Mexican poultry producer, Industrias Bachoco, has released unaudited results for the third quarter 2012 highlighting that net sales increased 52.0%.
“Bachoco’s third quarter results were sound, due to an adequate balance between supply and demand in the Company’s main business lines, improvements in production efficiencies as a result of investments in productivity projects, as well as a reduction in operating expenses as a percentage of sales, which allowed Bachoco to offset cost increases, which have been driven by sustained raw materials price increases,” commented the CEO on release of the figures.
“The Company was able to sell all of its chicken and egg production, and recovered a portion of price lags within these business lines.In addition, Bachoco’s US complex continued to operate with positive results, with its integration into the Company in-line with Bachoco’s overall strategy.
“Furthermore, the Company successfully issued its first local bond during the third quarter, which will be mainly used to pre-pay some debt as well as to diversify and make the Company’s debt structure more efficient. It is worth nothing that the Company’s financial position remains strong, with negative debt net.”
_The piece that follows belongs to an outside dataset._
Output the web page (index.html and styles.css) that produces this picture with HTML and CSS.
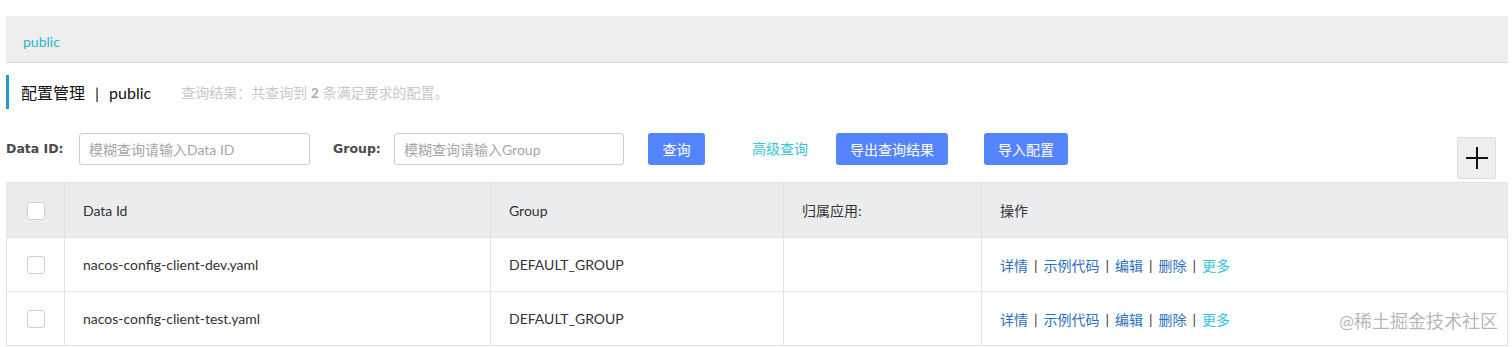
FILE: index.html
```html
<!DOCTYPE html>
<html lang="zh-CN">
<head>
  <meta charset="UTF-8" />
  <title>配置管理</title>
  <link rel="stylesheet" href="styles.css">
</head>
<body>
  <div class="page">
    <div class="ns-bar">
      <a class="ns-link">public</a>
    </div>

    <div class="page-title">
      <span class="title-main">配置管理<span class="title-sep">|</span>public</span>
      <span class="title-sub">查询结果：共查询到 <strong>2</strong> 条满足要求的配置。</span>
    </div>

    <div class="search-row">
      <label class="search-label label-id">Data ID:</label>
      <input class="search-input input-id" type="text" placeholder="模糊查询请输入Data ID">
      <label class="search-label label-group">Group:</label>
      <input class="search-input input-group" type="text" placeholder="模糊查询请输入Group">
      <button class="btn btn-query">查询</button>
      <a class="adv-link">高级查询</a>
      <button class="btn btn-export">导出查询结果</button>
      <button class="btn btn-import">导入配置</button>
      <button class="btn-add" aria-label="新建">
        <svg width="22" height="22" viewBox="0 0 22 22">
          <path d="M11 0 V22 M0 11 H22" stroke="#111" stroke-width="2" fill="none"/>
        </svg>
      </button>
    </div>

    <div class="table-wrap">
      <table class="config-table">
        <colgroup>
          <col class="col-check">
          <col class="col-id">
          <col class="col-group">
          <col class="col-app">
          <col class="col-ops">
        </colgroup>
        <thead>
          <tr>
            <th class="cell-check"><span class="checkbox"></span></th>
            <th>Data Id</th>
            <th>Group</th>
            <th>归属应用:</th>
            <th>操作</th>
          </tr>
        </thead>
        <tbody>
          <tr>
            <td class="cell-check"><span class="checkbox"></span></td>
            <td>nacos-config-client-dev.yaml</td>
            <td>DEFAULT_GROUP</td>
            <td></td>
            <td class="ops">
              <a>详情</a><span class="sep">|</span><a>示例代码</a><span class="sep">|</span><a>编辑</a><span class="sep">|</span><a>删除</a><span class="sep">|</span><a class="more">更多</a>
            </td>
          </tr>
          <tr>
            <td class="cell-check"><span class="checkbox"></span></td>
            <td>nacos-config-client-test.yaml</td>
            <td>DEFAULT_GROUP</td>
            <td></td>
            <td class="ops">
              <a>详情</a><span class="sep">|</span><a>示例代码</a><span class="sep">|</span><a>编辑</a><span class="sep">|</span><a>删除</a><span class="sep">|</span><a class="more">更多</a>
            </td>
          </tr>
        </tbody>
      </table>
      <div class="watermark">@稀土掘金技术社区</div>
    </div>
  </div>
</body>
</html>
```

FILE: styles.css
```css
html, body {
  margin: 0;
  padding: 0;
  background: white;
  color: #333;
  font-family: Lato, "Noto Sans CJK SC", sans-serif;
  font-size: 14px;
}

.page {
  padding: 16px 4px 0 6px;
}

.ns-bar {
  height: 47px;
  box-sizing: border-box;
  background: #eeeeee;
  border-bottom: 1px solid #d9d9d9;
  display: flex;
  align-items: center;
  padding: 5px 0 0 17px;
}

.ns-link {
  color: #2ab6cc;
  font-size: 14px;
}

.page-title {
  margin-top: 12px;
  height: 34px;
  border-left: 3px solid #1d9bd4;
  padding-left: 12px;
  display: flex;
  align-items: center;
}

.title-main {
  font-size: 16px;
  color: #111;
}

.title-sep {
  margin: 0 10px;
}

.title-sub {
  margin-left: 30px;
  font-size: 14px;
  color: #c8c8c8;
}

.title-sub strong {
  color: #aaa;
}

.search-row {
  margin-top: 24px;
  display: flex;
  align-items: flex-start;
  height: 46px;
}

.search-label {
  font-family: "DejaVu Sans", sans-serif;
  font-size: 12.5px;
  font-weight: bold;
  color: #4a4a4a;
  line-height: 32px;
}

.label-id {
  width: 73px;
}

.label-group {
  width: 61px;
  margin-left: 23px;
}

.search-input {
  box-sizing: border-box;
  height: 32px;
  width: 231px;
  border: 1px solid #ccc;
  border-radius: 3px;
  padding: 0 9px;
  font-family: inherit;
  font-size: 14px;
  color: #333;
  outline: none;
}

.search-input::placeholder {
  color: #a6a6a6;
}

.input-group {
  width: 230px;
}

.btn {
  box-sizing: border-box;
  height: 32px;
  border: none;
  border-radius: 3px;
  background: #5584ff;
  color: white;
  font-family: inherit;
  font-size: 14px;
  padding: 0;
  cursor: pointer;
}

.btn-query {
  width: 57px;
  margin-left: 24px;
}

.adv-link {
  margin-left: 47px;
  width: 84px;
  line-height: 32px;
  color: #39c3d8;
  font-size: 14px;
}

.btn-export {
  width: 112px;
}

.btn-import {
  width: 84px;
  margin-left: 36px;
}

.btn-add {
  margin: 4px 12px 0 auto;
  width: 39px;
  height: 42px;
  box-sizing: border-box;
  background: #eeeeee;
  border: 1px solid #dcdcdc;
  border-radius: 2px;
  display: flex;
  align-items: center;
  justify-content: center;
  padding: 0;
}

.table-wrap {
  position: relative;
  margin-top: 3px;
}

.config-table {
  width: 100%;
  border-collapse: collapse;
  table-layout: fixed;
  border: 1px solid #e3e3e3;
}

.col-check { width: 58px; }
.col-id { width: 426px; }
.col-group { width: 293px; }
.col-app { width: 198px; }

.config-table th,
.config-table td {
  border: 1px solid #e3e3e3;
  padding: 0 18px;
  text-align: left;
  font-weight: normal;
  font-size: 14px;
  color: #333;
}

.config-table th {
  background: #ebecee;
  height: 54px;
}

.config-table td {
  height: 53px;
}

.config-table .cell-check {
  padding: 0;
  text-align: center;
}

.checkbox {
  display: inline-block;
  vertical-align: middle;
  width: 18px;
  height: 18px;
  box-sizing: border-box;
  border: 1px solid #cfcfcf;
  border-radius: 3px;
  background: white;
}

.ops a {
  color: #2e6fc0;
}

.ops .more {
  color: #39c3d8;
}

.sep {
  margin: 0 6px;
  color: #333;
}

.watermark {
  position: absolute;
  right: 10px;
  bottom: 13px;
  font-size: 18px;
  color: rgba(120, 120, 120, 0.55);
  pointer-events: none;
}
```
The Company’s 3Q12 net sales totaled Ps. 9,901.0 million, 52.0% higher than the Ps. 6,514.7 million reported in 3Q11. This resulted from strong increases in sales across all business lines. In particular, chicken sales increased year-over-year mainly as a result of the integration of Bachoco’s US subsidiary “OK Foods”, which was consolidated in November 2011.
The Company’s production costs continued to be negatively impacted by persistently high input costs, primarily grain and soybean meal.